Yet Stephen owes a small niche in history to another cause, upon which he bestowed no little energy. His professional practice had made him familiar with the course of the neutral trade. In October 1805, almost on the day of the battle of Trafalgar, he published a pamphlet called 'War in Disguise.' The point of this, put very briefly, was to denounce a practice by which our operations against France and Spain were impeded. American ships, or ships protected by a fraudulent use of the American flag, sailed from the hostile colonies, ostensibly for an American port, and then made a nominally distinct but really continuous voyage to Europe. Thus the mother countries were still able to draw supplies from the colonies. The remedy suggested in Stephen's pamphlet was to revive the claims made by England in the Seven Years' War which entitled us to suppress the trade altogether. The policy thus suggested was soon embodied in various Orders in Council. The first was made on January 7, 1807, by the Whig Government before they left office and a more stringent order followed in November. The last was drawn by Perceval, the new Chancellor of the Exchequer. Perceval was a friend of Wilberforce and sympathised both with his religious views and his hatred of the slave trade. He soon became intimate with Stephen, to whose influence the Orders in Council were generally attributed. Brougham, the chief opponent of the policy, calls 'War in Disguise' 'brilliant and captivating,' and says that its statement of facts was undeniable. I cannot say that I have found it amusing, but it is written with vigour and impressive earnestness. Brougham calls Stephen the 'father of the system'; and, whether the system were right or wrong, it had undoubtedly a great influence upon the course of events. I fear that my grandfather was thus partly responsible for the unfortunate war with the United States; but he clearly meant well. In any case, it was natural that Perceval should desire to make use of his supporter's talents. He found a seat in Parliament for his friend. Stephen was elected member for Tralee on Feb. 25, 1808, and in the Parliament which met in 1812 was returned for East Grimstead.

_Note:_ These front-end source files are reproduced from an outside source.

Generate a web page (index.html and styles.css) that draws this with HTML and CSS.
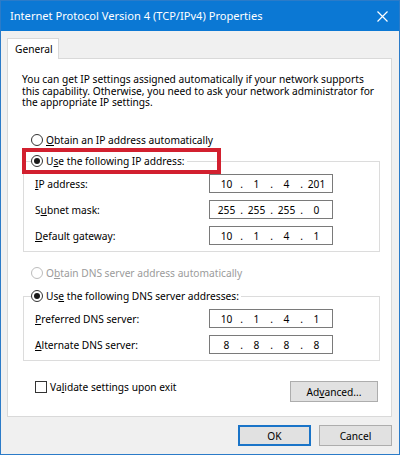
FILE: index.html
```html
<!DOCTYPE html>
<html lang="en">
<head>
<meta charset="utf-8">
<title>Internet Protocol Version 4 (TCP/IPv4) Properties</title>
<link rel="stylesheet" href="styles.css">
</head>
<body>
<div class="window">
  <div class="titlebar">
    <span class="title">Internet Protocol Version 4 (TCP/IPv4) Properties</span>
    <svg class="close" width="11" height="11" viewBox="0 0 11 11"><path d="M0.5 0.5 L10.5 10.5 M10.5 0.5 L0.5 10.5" stroke="#ffffff" stroke-width="1.2" fill="none"/></svg>
  </div>
  <div class="client">
    <div class="tabs"><div class="tab">General</div></div>
    <div class="panel">
      <p class="intro">You can get IP settings assigned automatically if your network supports this capability. Otherwise, you need to ask your network administrator for the appropriate IP settings.</p>

      <div class="option"><span class="radio"></span><span><u>O</u>btain an IP address automatically</span></div>

      <fieldset class="group">
        <legend class="option"><span class="radio checked"></span><span>U<u>s</u>e the following IP address:</span></legend>
        <div class="field"><span class="label"><u>I</u>P address:</span>
          <span class="ipbox"><span class="oct">10</span><span class="dot">.</span><span class="oct">1</span><span class="dot">.</span><span class="oct">4</span><span class="dot">.</span><span class="oct">201</span></span></div>
        <div class="field"><span class="label">S<u>u</u>bnet mask:</span>
          <span class="ipbox"><span class="oct">255</span><span class="dot">.</span><span class="oct">255</span><span class="dot">.</span><span class="oct">255</span><span class="dot">.</span><span class="oct">0</span></span></div>
        <div class="field"><span class="label"><u>D</u>efault gateway:</span>
          <span class="ipbox"><span class="oct">10</span><span class="dot">.</span><span class="oct">1</span><span class="dot">.</span><span class="oct">4</span><span class="dot">.</span><span class="oct">1</span></span></div>
      </fieldset>

      <div class="option disabled"><span class="radio"></span><span>O<u>b</u>tain DNS server address automatically</span></div>

      <fieldset class="group">
        <legend class="option"><span class="radio checked"></span><span>Us<u>e</u> the following DNS server addresses:</span></legend>
        <div class="field"><span class="label"><u>P</u>referred DNS server:</span>
          <span class="ipbox"><span class="oct">10</span><span class="dot">.</span><span class="oct">1</span><span class="dot">.</span><span class="oct">4</span><span class="dot">.</span><span class="oct">1</span></span></div>
        <div class="field"><span class="label"><u>A</u>lternate DNS server:</span>
          <span class="ipbox"><span class="oct">8</span><span class="dot">.</span><span class="oct">8</span><span class="dot">.</span><span class="oct">8</span><span class="dot">.</span><span class="oct">8</span></span></div>
      </fieldset>

      <div class="footer">
        <div class="check"><span class="box"></span><span>Va<u>l</u>idate settings upon exit</span></div>
        <button class="btn adv">Ad<u>v</u>anced...</button>
      </div>

      <div class="highlight"></div>
    </div>
    <div class="actions">
      <button class="btn ok">OK</button>
      <button class="btn">Cancel</button>
    </div>
  </div>
</div>
</body>
</html>
```

FILE: styles.css
```css
* { box-sizing: border-box; }
html, body { margin: 0; padding: 0; }
body {
  width: 400px;
  height: 455px;
  overflow: hidden;
  font-family: "Noto Sans", "Open Sans", sans-serif;
  font-size: 10.2px;
  color: #000;
  background: #f0f0f0;
}
u { text-decoration: underline; text-underline-offset: 1px; }

.window {
  width: 400px;
  height: 455px;
  border: 1px solid #2b7bc8;
  background: #f0f0f0;
  display: flex;
  flex-direction: column;
}

.titlebar {
  height: 30px;
  background: #0b78d4;
  display: flex;
  align-items: center;
  justify-content: space-between;
  padding: 0 11px 0 9px;
  flex: none;
}
.title {
  color: #fff;
  font-size: 11.1px;
  line-height: 16px;
}
.close { display: block; }

.client {
  flex: 1;
  display: flex;
  flex-direction: column;
  padding: 7px 7px 8px 6px;
}

.tabs { display: flex; position: relative; z-index: 1; }
.tab {
  width: 52px;
  height: 21px;
  margin-bottom: -1px;
  background: #fff;
  border: 1px solid #d9d9d9;
  border-bottom: none;
  padding: 2px 0 0 7px;
  line-height: 16px;
}

.panel {
  position: relative;
  background: #fff;
  border: 1px solid #d9d9d9;
  height: 359px;
  padding: 15px 11px 0 15px;
  display: flex;
  flex-direction: column;
}

.intro {
  margin: 0 0 0 -1px;
  line-height: 11.7px;
  height: 36px;
}

.option {
  display: flex;
  align-items: center;
  gap: 3px;
  height: 16px;
  line-height: 16px;
  padding-left: 8px;
}
.option.disabled { color: #9b9b9b; }
.option.disabled .radio { border-color: #bcbcbc; }

.radio {
  width: 12px;
  height: 12px;
  border: 1px solid #333;
  border-radius: 50%;
  background: #fff;
  display: flex;
  align-items: center;
  justify-content: center;
  flex: none;
}
.radio.checked::after {
  content: "";
  width: 6px;
  height: 6px;
  border-radius: 50%;
  background: #1a1a1a;
}

.panel > .option:first-of-type { margin-top: 22px; }

.group {
  margin: 5px 0 0 0;
  padding: 0 10px 6px 11px;
  border: 1px solid #dcdcdc;
  min-width: 0;
}
.group legend.option {
  padding: 0 2px 0 0;
  margin-left: -4px;
}
.disabled + .group { margin-top: 7px; }
.group + .option { margin-top: 13px; }

.field {
  display: flex;
  align-items: center;
  height: 19px;
  margin-top: 7px;
}
.group legend + .field { margin-top: 5px; }
.label { width: 174px; flex: none; }
.ipbox {
  width: 124px;
  height: 19px;
  border: 1px solid #7a7a7a;
  display: flex;
  align-items: center;
  justify-content: center;
  padding-left: 1px;
  line-height: 16px;
}
.oct { width: 24px; text-align: center; }
.dot { width: 6px; text-align: center; }

.footer {
  margin-top: 20px;
  display: flex;
  justify-content: space-between;
  align-items: flex-start;
  padding: 0 2px 0 12px;
}
.check {
  display: flex;
  align-items: center;
  gap: 3px;
  height: 14px;
  margin-top: -1px;
}
.box {
  width: 12px;
  height: 12px;
  border: 1px solid #333;
  background: #fff;
  flex: none;
}

.btn {
  font-family: inherit;
  font-size: 10.2px;
  color: #000;
  background: #e1e1e1;
  border: 1px solid #adadad;
  border-radius: 0;
  height: 21px;
  padding: 0;
  line-height: 16px;
}
.adv { width: 88px; }

.actions {
  display: flex;
  justify-content: flex-end;
  gap: 8px;
  margin-top: 8px;
}
.actions .btn { width: 73px; }
.btn.ok { border: 2px solid #1a74c8; }

.highlight {
  position: absolute;
  left: 14px;
  top: 89px;
  width: 199px;
  height: 26px;
  border: 4px solid #d2202f;
  pointer-events: none;
}
```
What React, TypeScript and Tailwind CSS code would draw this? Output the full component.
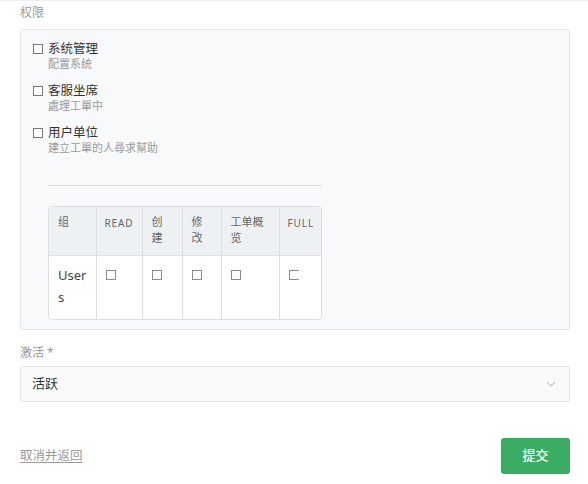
import React from 'react';

const font = { fontFamily: '"Noto Sans", "Noto Sans CJK SC", sans-serif' };

const roles = [
  { name: '系统管理', note: '配置系统' },
  { name: '客服坐席', note: '處理工單中' },
  { name: '用户单位', note: '建立工單的人尋求幫助' },
];

function Box({ className = '' }: { className?: string }) {
  return <span className={`block h-[10px] w-[10px] shrink-0 border border-[#8a8a8a] bg-white ${className}`} />;
}

function PermissionTable() {
  const heads = [
    { label: '组', w: 'w-[47px]' },
    { label: 'READ', w: 'w-[46px]', latin: true },
    { label: '创建', w: 'w-[40px]' },
    { label: '修改', w: 'w-[39px]' },
    { label: '工单概览', w: 'w-[58px]' },
    { label: 'FULL', w: 'w-[44px]', latin: true },
  ];
  return (
    <div className="w-[274px] overflow-hidden rounded-[4px] border border-[#dcdfe2] bg-white">
      <table className="w-full table-fixed border-collapse">
        <thead>
          <tr className="h-[48px] bg-[#eef1f3]">
            {heads.map((h, i) => (
              <th
                key={h.label}
                className={`${h.w} ${i > 0 ? 'border-l border-[#dcdfe2]' : ''} pt-[7px] align-top text-left font-normal text-[#666] ${
                  h.latin
                    ? 'whitespace-nowrap pl-[8px] pr-0 text-[10px] font-medium tracking-[0.9px] leading-[18px]'
                    : 'break-all px-[9px] text-[11px] leading-[16px]'
                }`}
              >
                {h.label}
              </th>
            ))}
          </tr>
        </thead>
        <tbody>
          <tr className="h-[64px] border-t border-[#dcdfe2]">
            <td className="break-all px-[9px] pt-[8px] align-top text-[13px] leading-[22px] text-[#444]">Users</td>
            {[0, 1, 2, 3].map((k) => (
              <td key={k} className="border-l border-[#dcdfe2] px-[9px] pt-[14px] align-top">
                <Box />
              </td>
            ))}
            <td className="border-l border-[#dcdfe2] pl-[9px] pt-[14px] align-top">
              <span className="block h-[10px] w-[10px] border border-r-0 border-[#8a8a8a] bg-white" />
            </td>
          </tr>
        </tbody>
      </table>
    </div>
  );
}

export default function App() {
  return (
    <div className="min-h-[484px] w-[588px] border-t border-[#efefef] bg-white" style={font}>
      <div className="pl-[20px] pr-[18px]">
        <div className="pt-[3px] text-[12px] leading-[18px] text-[#999]">权限</div>
        <div className="mt-[7px] rounded-[3px] border border-[#e3e6e8] bg-[#f7f9fa] pb-[9px] pl-[12px] pt-[10px]">
          <div className="flex flex-col gap-[11px]">
            {roles.map((r) => (
              <div key={r.name} className="flex items-start">
                <Box className="mt-[4px] border-[#777]" />
                <div className="ml-[5px]">
                  <div className="text-[12.5px] leading-[17px] text-[#333]">{r.name}</div>
                  <div className="text-[11px] leading-[14px] text-[#999]">{r.note}</div>
                </div>
              </div>
            ))}
          </div>
          <div className="ml-[15px] mt-[30px] w-[274px] border-t border-[#dde0e3]" />
          <div className="ml-[15px] mt-[20px]">
            <PermissionTable />
          </div>
        </div>
        <div className="mt-[14px] text-[12px] leading-[18px] text-[#999]">激活 *</div>
        <div className="mt-[4px] flex h-[36px] items-center justify-between rounded-[3px] border border-[#e3e6e8] bg-[#f9fafb] pl-[11px] pr-[13px]">
          <span className="text-[13px] text-[#333]">活跃</span>
          <svg width="10" height="6" viewBox="0 0 10 6" fill="none">
            <path d="M1 1l4 4 4-4" stroke="#c4c8cc" strokeWidth="1.2" />
          </svg>
        </div>
        <div className="mt-[36px] flex items-center justify-between">
          <a className="text-[12.5px] text-[#999] underline underline-offset-2">取消并返回</a>
          <button className="h-[36px] w-[69px] rounded-[3px] bg-[#38ad63] text-[13px] font-medium text-white">提交</button>
        </div>
      </div>
    </div>
  );
}
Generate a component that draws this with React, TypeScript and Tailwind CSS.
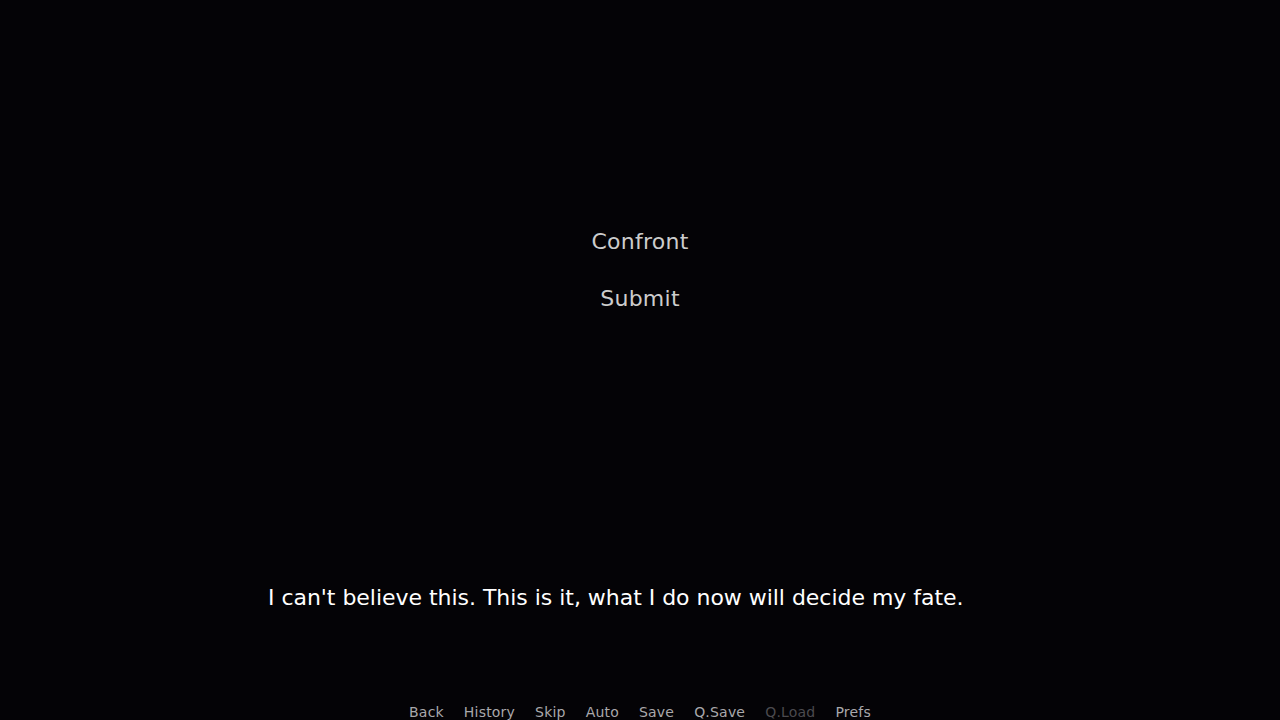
import React from 'react';

const quickItems = [
  { label: 'Back', disabled: false },
  { label: 'History', disabled: false },
  { label: 'Skip', disabled: false },
  { label: 'Auto', disabled: false },
  { label: 'Save', disabled: false },
  { label: 'Q.Save', disabled: false },
  { label: 'Q.Load', disabled: true },
  { label: 'Prefs', disabled: false },
];

const choices = ['Confront', 'Submit'];

export default function App() {
  return (
    <div
      className="w-[1280px] h-[720px] bg-[#040306] flex flex-col overflow-hidden"
      style={{ fontFamily: '"DejaVu Sans", sans-serif' }}
    >
      {/* choice menu */}
      <div className="flex flex-col items-center pt-[229px] gap-[31px]">
        {choices.map((c) => (
          <button
            key={c}
            className="text-[22px] leading-[26px] tracking-[0.25px] text-[#cccccc] hover:text-white cursor-pointer"
          >
            {c}
          </button>
        ))}
      </div>

      {/* dialogue */}
      <div className="mt-[273px] pl-[268px] pr-[266px]">
        <p className="text-[22px] leading-[26px] tracking-[-0.03px] text-white">
          I can't believe this. This is it, what I do now will decide my fate.
        </p>
      </div>

      {/* quick menu */}
      <div className="mt-auto flex justify-center">
        {quickItems.map((q) => (
          <button
            key={q.label}
            disabled={q.disabled}
            className={
              q.disabled
                ? 'px-[10px] text-[14px] leading-[16px] tracking-[0.2px] text-[#4b4a4e]'
                : 'px-[10px] text-[14px] leading-[16px] tracking-[0.2px] text-[#a9a8ab] hover:text-white cursor-pointer'
            }
          >
            {q.label}
          </button>
        ))}
      </div>
    </div>
  );
}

Stephen thus entered Parliament as an advocate of the Government policy. His revolutionary tendencies had long vanished. He delivered a speech upon the Orders in Council on May 6, 1809, which was reprinted as a pamphlet.[14] He defended the same cause against the agitation led by Brougham in 1812. A Committee of the whole House was granted, and Stephen was cross-examining one of Brougham's witnesses (May 11, 1812), when a shot was heard in the lobby, and Perceval was found to have been murdered by Bellingham. Stephen had just before been in Perceval's company, and it was thought, probably enough, that he would have been an equally welcome victim to the maniac. He was made ill by the shock, but visited the wretched criminal to pray for his salvation.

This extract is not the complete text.